Yes, because you are converting "this" from a const(S) to an S to return  
it.

Try:

@property const(S) save() const
{
    return this;
}

>
> If I remove const from save(), then it works, but with const there, it  
> doesn't.
> If I change _val to int or a struct type which does not contain an  
> array, it
> works. If I change _val to a struct type which has a member variable  
> which is an
> array, it doesn't work.

Because arrays are reference types.

You can implicitly convert a const(int) to an int because it's not a  
reference type.  But you can't implicitly convert a const(int *) to an int  
* because it's a reference type.

That axiom of implicit conversion is propagated to structs as well -- if a  
struct has only value types, then it can be implicitly converted,  
reference types cannot.

I'll give you an example of why your version should not work.  Let's say  
it *did* compile, then this function is allowed to violate const:

void foo(const(S) s)
{
    S s2 = s.save;
    s2._val[0]++;
    assert(s2._val[0] == s._val[0]); // oops, I modified s._val[0], but s  
is const!
}

> From the looks of it, there's something about having an array as a member
> variable which makes this blow up. Perhaps it has to do with the fact  
> that _val
> is a reference type and would be shared? Do I need to declare a postplit
> constructor to fix this? Declaring one doesn't seem to help, but maybe I  
> just
> don't know how to declare them correctly.
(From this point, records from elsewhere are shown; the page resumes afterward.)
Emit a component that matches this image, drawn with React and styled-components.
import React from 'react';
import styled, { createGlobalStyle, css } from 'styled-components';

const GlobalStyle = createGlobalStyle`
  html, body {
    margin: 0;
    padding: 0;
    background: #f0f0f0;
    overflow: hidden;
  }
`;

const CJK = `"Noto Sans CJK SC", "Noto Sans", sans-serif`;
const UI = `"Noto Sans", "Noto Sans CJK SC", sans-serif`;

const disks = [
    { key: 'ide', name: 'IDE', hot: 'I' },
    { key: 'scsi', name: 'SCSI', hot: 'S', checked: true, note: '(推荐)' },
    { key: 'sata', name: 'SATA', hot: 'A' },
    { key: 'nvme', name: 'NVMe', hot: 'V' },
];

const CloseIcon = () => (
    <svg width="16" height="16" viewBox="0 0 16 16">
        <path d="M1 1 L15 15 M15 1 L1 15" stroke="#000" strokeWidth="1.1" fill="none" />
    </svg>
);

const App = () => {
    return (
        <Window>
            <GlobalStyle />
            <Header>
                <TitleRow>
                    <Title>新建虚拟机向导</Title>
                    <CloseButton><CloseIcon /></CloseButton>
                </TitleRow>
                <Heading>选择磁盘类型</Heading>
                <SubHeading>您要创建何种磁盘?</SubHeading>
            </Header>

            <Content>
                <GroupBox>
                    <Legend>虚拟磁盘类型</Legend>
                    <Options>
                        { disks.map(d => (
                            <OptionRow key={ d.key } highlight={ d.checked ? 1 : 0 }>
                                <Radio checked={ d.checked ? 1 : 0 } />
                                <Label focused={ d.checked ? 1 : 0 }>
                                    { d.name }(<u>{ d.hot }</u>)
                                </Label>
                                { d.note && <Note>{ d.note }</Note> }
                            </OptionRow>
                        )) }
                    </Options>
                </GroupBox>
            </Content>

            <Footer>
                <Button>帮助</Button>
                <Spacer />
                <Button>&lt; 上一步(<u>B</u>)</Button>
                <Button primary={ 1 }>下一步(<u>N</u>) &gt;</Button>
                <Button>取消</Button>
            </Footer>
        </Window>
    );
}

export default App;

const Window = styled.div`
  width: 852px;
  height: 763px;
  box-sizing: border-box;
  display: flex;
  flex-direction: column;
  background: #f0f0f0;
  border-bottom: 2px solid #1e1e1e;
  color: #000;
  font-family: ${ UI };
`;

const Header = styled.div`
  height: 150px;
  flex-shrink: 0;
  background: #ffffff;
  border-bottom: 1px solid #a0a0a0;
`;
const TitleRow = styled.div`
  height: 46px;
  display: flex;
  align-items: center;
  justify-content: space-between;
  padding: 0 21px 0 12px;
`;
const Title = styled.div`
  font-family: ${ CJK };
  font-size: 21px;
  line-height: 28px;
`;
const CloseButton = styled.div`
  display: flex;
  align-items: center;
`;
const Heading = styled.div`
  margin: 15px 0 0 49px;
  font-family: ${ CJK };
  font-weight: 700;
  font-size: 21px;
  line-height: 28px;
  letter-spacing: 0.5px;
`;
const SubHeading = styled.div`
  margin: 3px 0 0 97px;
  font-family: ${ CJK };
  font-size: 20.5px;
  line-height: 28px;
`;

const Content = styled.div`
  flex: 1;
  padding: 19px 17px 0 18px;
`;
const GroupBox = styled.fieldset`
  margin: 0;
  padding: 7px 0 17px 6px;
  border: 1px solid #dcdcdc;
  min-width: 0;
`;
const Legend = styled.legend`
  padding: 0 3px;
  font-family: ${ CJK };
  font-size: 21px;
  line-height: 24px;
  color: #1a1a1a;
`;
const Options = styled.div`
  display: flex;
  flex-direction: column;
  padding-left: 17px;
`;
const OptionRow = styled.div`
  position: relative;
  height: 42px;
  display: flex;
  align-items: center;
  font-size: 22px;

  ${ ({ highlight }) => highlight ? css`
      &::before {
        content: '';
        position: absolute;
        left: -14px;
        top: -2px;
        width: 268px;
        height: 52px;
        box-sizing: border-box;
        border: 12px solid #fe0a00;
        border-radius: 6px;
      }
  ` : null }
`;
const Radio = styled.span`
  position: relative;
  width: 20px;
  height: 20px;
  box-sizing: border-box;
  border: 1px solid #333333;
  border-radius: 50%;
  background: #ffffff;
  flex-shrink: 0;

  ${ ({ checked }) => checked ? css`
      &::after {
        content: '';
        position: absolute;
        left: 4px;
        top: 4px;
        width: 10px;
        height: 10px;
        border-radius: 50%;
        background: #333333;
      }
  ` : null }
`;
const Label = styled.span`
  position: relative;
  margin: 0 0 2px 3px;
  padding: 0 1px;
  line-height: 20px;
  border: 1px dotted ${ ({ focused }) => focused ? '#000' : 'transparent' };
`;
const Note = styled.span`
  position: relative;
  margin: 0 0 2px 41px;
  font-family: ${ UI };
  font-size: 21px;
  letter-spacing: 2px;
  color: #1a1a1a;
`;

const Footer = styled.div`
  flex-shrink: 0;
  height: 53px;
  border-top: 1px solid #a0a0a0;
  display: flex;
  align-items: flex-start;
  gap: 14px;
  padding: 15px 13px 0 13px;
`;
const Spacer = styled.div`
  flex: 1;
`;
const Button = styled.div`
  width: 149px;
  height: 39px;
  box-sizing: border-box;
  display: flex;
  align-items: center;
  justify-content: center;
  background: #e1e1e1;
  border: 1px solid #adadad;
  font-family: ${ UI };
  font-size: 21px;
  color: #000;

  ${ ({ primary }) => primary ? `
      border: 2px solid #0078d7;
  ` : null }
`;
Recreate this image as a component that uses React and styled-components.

In reality, you cannot make save const, unless you want to do a deep copy  
(but I recommend against that, save should be a quick operation).

The solution is actually inout.  With inout, you can assert that save does  
not modify the data, but that it doesn't alter the constancy of the actual  
type.

@property inout(S) save() inout
{
   return this;
}

Should work for S, const(S) and immutable(S).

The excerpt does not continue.